Bankruptcy or insolvency is a legal status of a person or an organisation that cannot repay the debts it owes to its creditors. Creditors may file a bankruptcy petition against a business or corporate debtor ("involuntary bankruptcy") in an effort to recoup a portion of what they are owed or initiate a restructuring. In the majority of cases, however, bankruptcy is initiated by the debtor (a "voluntary bankruptcy" that is filed by the insolvent individual or organisation). An involuntary bankruptcy petition may not be filed against an individual consumer debtor who is not engaged in business.
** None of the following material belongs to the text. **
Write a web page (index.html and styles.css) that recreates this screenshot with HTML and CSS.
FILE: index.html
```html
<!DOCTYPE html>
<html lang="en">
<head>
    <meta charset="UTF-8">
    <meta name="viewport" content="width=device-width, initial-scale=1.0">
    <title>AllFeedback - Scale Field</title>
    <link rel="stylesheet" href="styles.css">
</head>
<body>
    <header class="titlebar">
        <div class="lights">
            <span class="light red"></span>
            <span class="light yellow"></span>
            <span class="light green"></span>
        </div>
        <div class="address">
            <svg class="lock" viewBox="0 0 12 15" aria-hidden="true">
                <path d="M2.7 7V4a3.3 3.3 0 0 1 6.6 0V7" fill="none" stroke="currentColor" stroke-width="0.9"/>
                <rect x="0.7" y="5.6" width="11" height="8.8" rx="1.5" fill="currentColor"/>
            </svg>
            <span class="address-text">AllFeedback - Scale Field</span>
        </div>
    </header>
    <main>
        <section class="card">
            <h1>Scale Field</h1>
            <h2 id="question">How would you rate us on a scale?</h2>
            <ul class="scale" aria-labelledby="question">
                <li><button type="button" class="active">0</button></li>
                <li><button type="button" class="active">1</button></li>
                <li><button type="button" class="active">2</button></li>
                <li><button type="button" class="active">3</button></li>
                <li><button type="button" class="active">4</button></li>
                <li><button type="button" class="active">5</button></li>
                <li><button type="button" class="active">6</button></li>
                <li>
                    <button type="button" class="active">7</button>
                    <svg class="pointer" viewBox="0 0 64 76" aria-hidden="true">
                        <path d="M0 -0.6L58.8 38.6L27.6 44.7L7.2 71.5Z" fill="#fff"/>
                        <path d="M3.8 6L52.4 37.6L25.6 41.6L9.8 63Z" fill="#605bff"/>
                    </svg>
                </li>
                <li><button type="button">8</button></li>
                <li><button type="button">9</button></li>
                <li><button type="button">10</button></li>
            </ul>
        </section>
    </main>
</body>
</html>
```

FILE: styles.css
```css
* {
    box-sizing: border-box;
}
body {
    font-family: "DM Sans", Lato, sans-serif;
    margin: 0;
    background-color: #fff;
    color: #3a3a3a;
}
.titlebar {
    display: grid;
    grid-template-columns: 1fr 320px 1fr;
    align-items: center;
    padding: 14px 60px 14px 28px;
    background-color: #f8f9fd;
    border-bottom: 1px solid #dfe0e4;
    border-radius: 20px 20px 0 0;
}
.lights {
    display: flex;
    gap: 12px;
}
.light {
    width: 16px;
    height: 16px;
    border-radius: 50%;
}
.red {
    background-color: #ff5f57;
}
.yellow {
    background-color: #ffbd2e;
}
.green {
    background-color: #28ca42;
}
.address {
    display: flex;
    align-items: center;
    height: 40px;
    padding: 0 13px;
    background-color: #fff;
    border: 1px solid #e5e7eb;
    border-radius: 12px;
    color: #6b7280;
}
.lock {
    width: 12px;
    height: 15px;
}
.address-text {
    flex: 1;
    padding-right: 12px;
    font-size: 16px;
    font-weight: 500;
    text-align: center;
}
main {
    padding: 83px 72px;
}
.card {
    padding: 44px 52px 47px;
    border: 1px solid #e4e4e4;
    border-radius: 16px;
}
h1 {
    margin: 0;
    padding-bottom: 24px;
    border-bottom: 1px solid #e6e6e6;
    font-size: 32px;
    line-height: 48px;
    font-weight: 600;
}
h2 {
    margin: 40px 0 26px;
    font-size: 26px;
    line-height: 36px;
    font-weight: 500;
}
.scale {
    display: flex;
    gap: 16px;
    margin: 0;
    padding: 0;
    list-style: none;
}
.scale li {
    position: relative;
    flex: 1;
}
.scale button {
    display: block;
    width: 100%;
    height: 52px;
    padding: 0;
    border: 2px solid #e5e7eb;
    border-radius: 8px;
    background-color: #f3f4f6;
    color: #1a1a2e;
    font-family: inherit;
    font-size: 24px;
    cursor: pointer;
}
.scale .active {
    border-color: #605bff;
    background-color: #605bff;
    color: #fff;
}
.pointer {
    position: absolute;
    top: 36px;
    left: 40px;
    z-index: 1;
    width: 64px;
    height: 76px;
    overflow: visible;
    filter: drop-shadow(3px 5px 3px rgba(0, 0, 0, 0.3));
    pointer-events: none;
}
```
The word bankruptcy is formed from the ancient Latin bancus (a bench or table), and ruptus (broken). A "bank" originally referred to a bench, which the first bankers had in the public places, in markets, fairs, etc. on which they tolled their money, wrote their bills of exchange, etc. Hence, when a banker failed, he broke his bank, to advertise to the public that the person to whom the bank belonged was no longer in a condition to continue his business. As this practice was very frequent in Italy, it is said the term bankrupt is derived from the Italian banca rotta, broken bank
Bankruptcy fraud is a white-collar crime. While difficult to generalise across jurisdictions, common criminal acts under bankruptcy statutes typically involve concealment of assets, concealment or destruction of documents, conflicts of interest, fraudulent claims, false statements or declarations, and fee fixing or redistribution arrangements. Falsifications on bankruptcy forms often constitute perjury. Multiple filings are not in and of themselves criminal, but they may violate provisions of bankruptcy law. In the U.S., bankruptcy fraud statutes are particularly focused on the mental state of particular actions. Bankruptcy fraud is a federal crime in the United States.
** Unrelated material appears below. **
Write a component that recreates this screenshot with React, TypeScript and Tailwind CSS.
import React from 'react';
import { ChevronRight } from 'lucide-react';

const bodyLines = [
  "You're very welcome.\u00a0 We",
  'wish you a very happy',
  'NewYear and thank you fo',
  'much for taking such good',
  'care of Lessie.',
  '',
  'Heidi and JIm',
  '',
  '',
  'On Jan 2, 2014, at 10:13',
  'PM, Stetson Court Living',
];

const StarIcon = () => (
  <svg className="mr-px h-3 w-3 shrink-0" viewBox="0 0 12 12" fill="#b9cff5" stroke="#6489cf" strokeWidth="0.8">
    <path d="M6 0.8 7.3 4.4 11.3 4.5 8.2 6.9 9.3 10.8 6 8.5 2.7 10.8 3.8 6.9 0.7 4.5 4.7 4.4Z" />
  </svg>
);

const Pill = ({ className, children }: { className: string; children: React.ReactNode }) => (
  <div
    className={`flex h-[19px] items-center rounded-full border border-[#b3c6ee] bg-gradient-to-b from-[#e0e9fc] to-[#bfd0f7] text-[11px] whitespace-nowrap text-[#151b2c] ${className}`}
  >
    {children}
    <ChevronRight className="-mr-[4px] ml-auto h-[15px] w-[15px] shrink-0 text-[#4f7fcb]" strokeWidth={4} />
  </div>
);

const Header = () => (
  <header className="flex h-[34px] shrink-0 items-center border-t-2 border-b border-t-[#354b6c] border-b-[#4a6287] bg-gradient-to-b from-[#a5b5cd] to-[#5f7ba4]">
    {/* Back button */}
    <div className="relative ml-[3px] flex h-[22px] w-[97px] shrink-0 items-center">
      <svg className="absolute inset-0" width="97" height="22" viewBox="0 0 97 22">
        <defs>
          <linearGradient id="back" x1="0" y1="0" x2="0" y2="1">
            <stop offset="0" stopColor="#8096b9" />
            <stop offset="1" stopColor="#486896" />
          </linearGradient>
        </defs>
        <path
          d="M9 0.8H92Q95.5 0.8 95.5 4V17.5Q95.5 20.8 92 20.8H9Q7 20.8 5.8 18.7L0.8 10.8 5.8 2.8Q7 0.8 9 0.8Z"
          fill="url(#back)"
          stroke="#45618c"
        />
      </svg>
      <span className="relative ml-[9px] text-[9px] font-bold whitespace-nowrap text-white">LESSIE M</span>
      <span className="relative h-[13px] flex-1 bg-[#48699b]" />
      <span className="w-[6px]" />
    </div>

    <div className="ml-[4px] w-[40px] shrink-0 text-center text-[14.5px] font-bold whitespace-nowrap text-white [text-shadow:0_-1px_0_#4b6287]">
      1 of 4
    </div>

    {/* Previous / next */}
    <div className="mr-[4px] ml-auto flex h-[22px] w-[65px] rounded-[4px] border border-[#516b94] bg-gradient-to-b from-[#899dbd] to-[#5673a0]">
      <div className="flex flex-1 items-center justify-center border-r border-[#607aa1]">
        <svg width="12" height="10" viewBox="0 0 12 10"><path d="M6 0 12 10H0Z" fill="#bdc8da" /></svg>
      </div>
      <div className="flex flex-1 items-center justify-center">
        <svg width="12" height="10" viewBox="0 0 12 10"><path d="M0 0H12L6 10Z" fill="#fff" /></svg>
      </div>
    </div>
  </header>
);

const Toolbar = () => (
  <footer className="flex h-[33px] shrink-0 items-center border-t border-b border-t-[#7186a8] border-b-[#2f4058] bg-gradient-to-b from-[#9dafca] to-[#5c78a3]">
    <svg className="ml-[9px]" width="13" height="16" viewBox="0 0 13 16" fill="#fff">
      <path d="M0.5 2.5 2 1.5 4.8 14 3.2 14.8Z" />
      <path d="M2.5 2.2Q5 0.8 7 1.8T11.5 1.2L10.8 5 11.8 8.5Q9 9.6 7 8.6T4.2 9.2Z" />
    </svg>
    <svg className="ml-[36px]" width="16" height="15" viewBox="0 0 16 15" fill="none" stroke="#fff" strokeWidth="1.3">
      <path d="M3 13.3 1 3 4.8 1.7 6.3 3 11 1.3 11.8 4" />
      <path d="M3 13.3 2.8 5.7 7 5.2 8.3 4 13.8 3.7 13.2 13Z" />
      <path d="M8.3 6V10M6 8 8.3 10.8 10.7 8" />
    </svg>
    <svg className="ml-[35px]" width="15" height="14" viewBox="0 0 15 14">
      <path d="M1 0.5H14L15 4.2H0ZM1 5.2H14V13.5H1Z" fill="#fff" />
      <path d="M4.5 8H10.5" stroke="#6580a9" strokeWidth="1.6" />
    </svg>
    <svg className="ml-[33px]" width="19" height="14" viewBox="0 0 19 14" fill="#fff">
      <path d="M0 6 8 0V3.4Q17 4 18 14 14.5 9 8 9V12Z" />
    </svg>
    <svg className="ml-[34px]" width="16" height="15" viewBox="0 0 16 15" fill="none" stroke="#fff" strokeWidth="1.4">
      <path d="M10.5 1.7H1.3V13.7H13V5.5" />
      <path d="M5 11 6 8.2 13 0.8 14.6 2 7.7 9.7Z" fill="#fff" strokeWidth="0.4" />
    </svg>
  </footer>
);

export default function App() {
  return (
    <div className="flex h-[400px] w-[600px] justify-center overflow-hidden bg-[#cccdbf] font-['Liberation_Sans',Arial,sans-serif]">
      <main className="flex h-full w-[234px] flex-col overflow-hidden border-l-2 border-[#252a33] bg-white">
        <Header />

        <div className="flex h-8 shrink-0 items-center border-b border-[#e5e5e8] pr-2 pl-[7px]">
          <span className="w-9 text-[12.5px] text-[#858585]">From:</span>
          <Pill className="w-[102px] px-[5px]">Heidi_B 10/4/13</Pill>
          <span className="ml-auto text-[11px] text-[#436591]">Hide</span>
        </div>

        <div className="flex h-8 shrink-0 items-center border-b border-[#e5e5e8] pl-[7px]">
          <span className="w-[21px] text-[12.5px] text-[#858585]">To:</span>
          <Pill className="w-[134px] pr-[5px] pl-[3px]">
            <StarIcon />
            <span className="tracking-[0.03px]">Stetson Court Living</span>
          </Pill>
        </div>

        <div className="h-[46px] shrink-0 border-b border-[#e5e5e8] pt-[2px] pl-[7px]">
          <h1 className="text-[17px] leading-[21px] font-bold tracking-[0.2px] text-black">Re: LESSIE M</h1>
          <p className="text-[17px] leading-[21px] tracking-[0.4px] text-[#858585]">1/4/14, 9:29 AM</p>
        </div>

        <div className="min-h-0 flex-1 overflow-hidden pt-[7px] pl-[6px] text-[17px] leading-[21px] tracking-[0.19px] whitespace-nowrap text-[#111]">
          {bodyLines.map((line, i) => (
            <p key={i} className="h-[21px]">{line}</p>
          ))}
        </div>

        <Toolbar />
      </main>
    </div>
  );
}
Bankruptcy fraud should be distinguished from strategic bankruptcy, which is not a criminal act, but may work against the filer.
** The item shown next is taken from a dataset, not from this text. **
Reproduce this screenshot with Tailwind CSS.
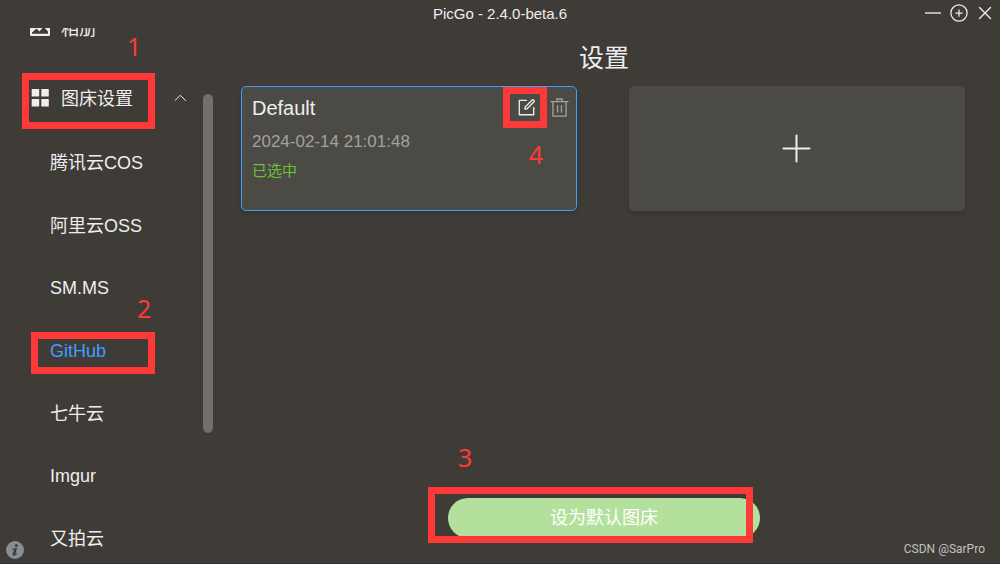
<!DOCTYPE html>
<html lang="zh-CN">
<head>
<meta charset="utf-8">
<meta name="viewport" content="width=device-width, initial-scale=1">
<title>PicGo</title>
<script src="https://cdn.jsdelivr.net/npm/@tailwindcss/browser@4"></script>
</head>
<body class="bg-[#3f3b36] text-[#eeeeee] font-['Liberation_Sans','Noto_Sans_CJK_SC',sans-serif]">
<div class="relative flex h-screen flex-col overflow-hidden border-b border-[#35322e]">

  <!-- Title bar -->
  <header class="relative flex h-7 shrink-0 items-center justify-center">
    <h1 class="text-[15px] leading-7">PicGo - 2.4.0-beta.6</h1>
    <div class="absolute right-[5px] top-0 flex h-[26px] items-center gap-1.5">
      <button type="button" aria-label="最小化" class="flex size-5 items-center justify-center">
        <svg class="size-5" viewBox="0 0 20 20" fill="none" stroke="#b4b2b0" stroke-width="2"><path d="M2 10H18"/></svg>
      </button>
      <button type="button" aria-label="迷你窗口" class="flex size-5 items-center justify-center">
        <svg class="size-5" viewBox="0 0 1024 1024" fill="currentColor"><path d="M352 480h320a32 32 0 1 1 0 64H352a32 32 0 0 1 0-64z"/><path d="M480 672V352a32 32 0 1 1 64 0v320a32 32 0 0 1-64 0z"/><path d="M512 896a384 384 0 1 0 0-768 384 384 0 0 0 0 768zm0 64a448 448 0 1 1 0-896 448 448 0 0 1 0 896z"/></svg>
      </button>
      <button type="button" aria-label="关闭" class="flex size-5 items-center justify-center">
        <svg class="size-5" viewBox="0 0 20 20" fill="none" stroke="currentColor" stroke-width="1.4" stroke-linecap="round"><path d="M4.500 4.500L15.500 15.500M15.500 4.500L4.500 15.500"/></svg>
      </button>
    </div>
  </header>

  <div class="flex min-h-0 flex-1">
    <!-- Side menu -->
    <nav class="relative w-[215px] shrink-0 overflow-hidden">
      <div class="-mt-[35px] text-[18px] leading-6">
        <a href="#" class="flex h-[70px] items-center pl-[29px]">
          <svg class="mr-2.5 size-[22px]" viewBox="0 0 22 22" fill="currentColor"><path fill-rule="evenodd" d="M2 2.500h18a1 1 0 0 1 1 1v14.500a1 1 0 0 1-1 1H2a1 1 0 0 1-1-1v-14.500a1 1 0 0 1 1-1zM3 16.800h16v-2.300L14.500 9.500 10.500 14.500 7.500 11.500 3 15.500z"/></svg>
          <span class="pt-0.5">相册</span>
        </a>
        <button type="button" aria-expanded="true" class="flex h-[69px] w-full items-center pl-[29px] pr-7">
          <svg class="mr-2.5 size-[22px]" viewBox="0 0 22 22" fill="currentColor"><rect x="2.700" y="2" width="7.500" height="7.500" rx="0.600"/><rect x="12.300" y="2" width="7.500" height="7.500" rx="0.600"/><rect x="2.700" y="12" width="7.500" height="7.500" rx="0.600"/><rect x="12.300" y="12" width="7.500" height="7.500" rx="0.600"/></svg>
          <span class="pt-0.5">图床设置</span>
          <svg class="ml-auto h-3.5 w-3.5" viewBox="0 0 14 14" fill="none" stroke="currentColor" stroke-width="1" stroke-linecap="round" stroke-linejoin="round"><path d="M2 9.500L7.300 4.300L12.600 9.500"/></svg>
        </button>
        <div class="grid h-[438px] grid-rows-7 pl-[50px]">
          <a href="#" class="flex items-center">腾讯云COS</a>
          <a href="#" class="flex items-center">阿里云OSS</a>
          <a href="#" class="flex items-center">SM.MS</a>
          <a href="#" class="flex items-center text-[#409eff]">GitHub</a>
          <a href="#" class="flex items-center">七牛云</a>
          <a href="#" class="flex items-center">Imgur</a>
          <a href="#" class="flex items-center">又拍云</a>
        </div>
      </div>
      <div class="absolute right-0.5 top-[66px] h-[339px] w-2.5 rounded-full bg-[#6f6f6f]"></div>
    </nav>

    <!-- Uploader configurations -->
    <main class="flex min-w-0 flex-1 flex-col pl-[26px] pr-[35px]">
      <h2 class="mt-3 pl-0.5 text-center text-[25px] leading-9">设置</h2>
      <div class="mt-2.5 grid grid-cols-2 gap-[52px]">
        <section class="relative h-[125px] rounded-[5px] border border-[#409eff] bg-[#4b4a45] px-2.5 pt-[9px] shadow-md">
          <div class="flex items-center">
            <h3 class="text-[20px] leading-[25px]">Default</h3>
            <div class="-mr-1 ml-auto flex items-center gap-3 pb-0.5">
              <button type="button" aria-label="编辑" class="size-[21px]">
                <svg class="size-[21px]" viewBox="0 0 1024 1024" fill="currentColor"><path d="M832 512a32 32 0 1 1 64 0v352a32 32 0 0 1-32 32H160a32 32 0 0 1-32-32V160a32 32 0 0 1 32-32h352a32 32 0 0 1 0 64H192v640h640V512z"/><path d="m469.952 554.240 52.800-7.552L847.104 222.400a32 32 0 1 0-45.248-45.248L477.440 501.440l-7.552 52.800zm422.400-422.400a96 96 0 0 1 0 135.808l-331.840 331.840a32 32 0 0 1-18.112 9.088L436.800 623.680a32 32 0 0 1-36.224-36.224l15.104-105.600a32 32 0 0 1 9.024-18.112l331.904-331.840a96 96 0 0 1 135.744 0z"/></svg>
              </button>
              <button type="button" aria-label="删除" class="size-[21px] text-[#a3a29f]">
                <svg class="size-[21px]" viewBox="0 0 1024 1024" fill="currentColor"><path d="M160 256H96a32 32 0 0 1 0-64h256V95.936a32 32 0 0 1 32-32h256a32 32 0 0 1 32 32V192h256a32 32 0 1 1 0 64h-64v672a32 32 0 0 1-32 32H192a32 32 0 0 1-32-32V256zm448-64v-64H416v64h192zM224 896h576V256H224v640zm192-128a32 32 0 0 1-32-32V416a32 32 0 0 1 64 0v320a32 32 0 0 1-32 32zm192 0a32 32 0 0 1-32-32V416a32 32 0 0 1 64 0v320a32 32 0 0 1-32 32z"/></svg>
              </button>
            </div>
          </div>
          <p class="mt-2.5 text-[17px] leading-[22px] text-[#a3a29f]">2024-02-14 21:01:48</p>
          <p class="mt-2 text-[15px] leading-5 text-[#67c23a]">已选中</p>
          <div class="pointer-events-none absolute right-[29px] top-0 h-[41px] w-11 border-[7px] border-[#fd3a38]"></div>
          <span class="pointer-events-none absolute right-[33px] top-[52px] font-['Noto_Sans',sans-serif] text-[25px] leading-[30px] text-[#fd3a38]">4</span>
        </section>
        <button type="button" aria-label="新增配置" class="flex h-[125px] items-center justify-center rounded-[5px] bg-[#4b4a45] shadow-md">
          <svg class="size-8" viewBox="0 0 32 32" fill="none" stroke="currentColor" stroke-width="2" stroke-linecap="round"><path d="M15.500 2.500V28.500M2.500 15.500H28.500"/></svg>
        </button>
      </div>
      <div class="mb-[25px] mt-auto flex justify-center pl-0.5">
        <div class="relative w-[312px]">
          <button type="button" class="block h-10 w-full rounded-full bg-[#b3e19d] text-[18px] leading-6 text-white">设为默认图床</button>
          <div class="pointer-events-none absolute -left-5 -top-[11px] h-14 w-[325px] border-[7px] border-[#fd3a38]"></div>
          <span class="pointer-events-none absolute -top-[56px] left-2.5 font-['Noto_Sans',sans-serif] text-[25px] leading-[30px] text-[#fd3a38]">3</span>
        </div>
      </div>
    </main>
  </div>

  <!-- About -->
  <button type="button" aria-label="关于" class="absolute bottom-1 left-1.5 size-[18px]">
    <svg class="size-[18px]" viewBox="0 0 18 18"><circle cx="9" cy="9" r="9" fill="#878d99"/><circle cx="10.300" cy="4.600" r="1.500" fill="#3f3b36"/><path d="M6.100 7.700L11.100 6.900 9.500 12.500Q9.300 13.300 9.800 13L10.900 12 11.400 12.500Q9.600 14.800 7.800 14.700 6.300 14.500 6.700 12.800L7.900 8.900Q8 8.500 7.500 8.400L6 8.400z" fill="#3f3b36"/></svg>
  </button>

  <!-- Step markers over the side menu -->
  <div class="pointer-events-none font-['Noto_Sans',sans-serif] text-[25px] leading-[30px] text-[#fd3a38]">
    <div class="absolute left-[22px] top-[73px] h-14 w-[133px] border-[7px] border-[#fd3a38]"></div>
    <span class="absolute left-[127px] top-[31px]">1</span>
    <div class="absolute left-[31px] top-[332px] h-[42px] w-[124px] border-[7px] border-[#fd3a38]"></div>
    <span class="absolute left-[137px] top-[293px]">2</span>
  </div>

  <p class="absolute bottom-1.5 right-[15px] font-[Roboto,sans-serif] text-[12px] leading-4 text-[#c4c2c0]">CSDN @SarPro</p>
</div>
</body>
</html>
All assets must be disclosed in bankruptcy schedules whether or not the debtor believes the asset has a net value. This is because once a bankruptcy petition is filed, it is for the creditors, not the debtor to decide whether a particular asset has value. The future ramifications of omitting assets from schedules can be quite serious for the offending debtor. A closed bankruptcy may be reopened by motion of a creditor or the U.S. trustee if a debtor attempts to later assert ownership of such an "unscheduled asset" after being discharged of all debt in the bankruptcy. The trustee may then seize the asset and liquidate it for the benefit of the (formerly discharged) creditors.